We packed our duffle bags, boarded our Freedom Flights, and gave the entire Inferno back on the ground…nary a further thought.
With that same opaqueness of mind that day, the big hoses were snaked into the holds, connected to the pumps, the pumps coaxed to life and the bad old diesel went streaming in glorious spray out in the air and down to the sea.  It reminded me of fireboats in New York harbor celebrating the arrival of the Queen Mary.
We could see the mouth of Da Nang harbor in the distance, but Almighty Rambo in his wheelhouse decided we had burned enough good fuel and ordered the operation under way.  Close enough to the China Sea for our purpose, and removed from the harbor traffic, 700,000 gallons left its berth and stained the water with a rainbow slick for miles behind.
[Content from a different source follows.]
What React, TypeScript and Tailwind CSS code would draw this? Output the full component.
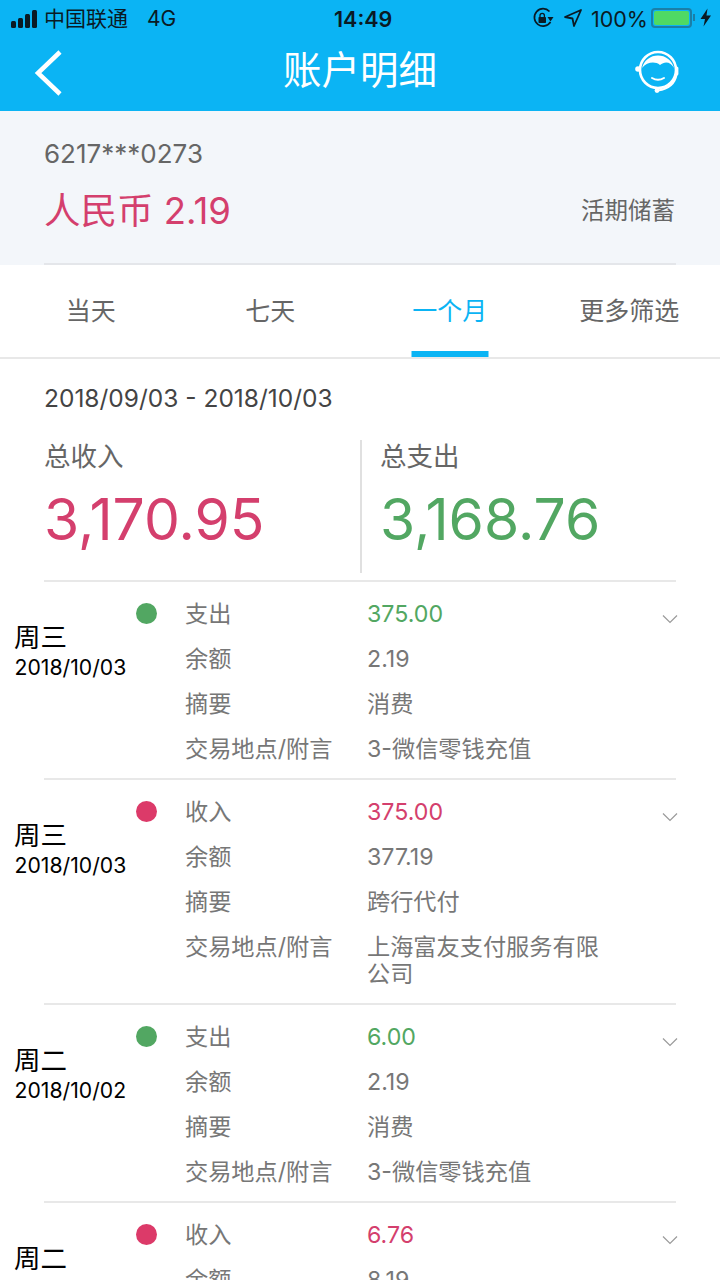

Having re-written this re-write I am readier than you guys to take leave of this page; but I cannot, quite yet: there is one more matter to bare.
As I turned my home toxic with bug killer this morning, I thought back to that outing on the old YG-56.  I thought of my own life forever changed by Agent Orange; my lifespan probably truncated as one outcome of the exposure forty-two years ago.
I recently learned that Da Nang airbase was one of three dumps in-country for Agent Orange.  The airbase adjoins the water on one side.  Considering our cavalier attitude about getting rid of unwanted materiel, I pause and wonder…what if?
I watched a documentary on centers in Viet Nam which care for the victims of Agent Orange.  The victims are third generation from the American War; most of them close in age to the little napalmed girl in her day.  The little kids ran and laughed and played for the camera; but they had cleft palates, deformed limbs and the unmistakable faces of mental retardation.
There are an estimated 350,000 such children today.  After all us old fart Vets getting disability for our many ills die off, will we do anything then with the surplus cash for our legacy of shame?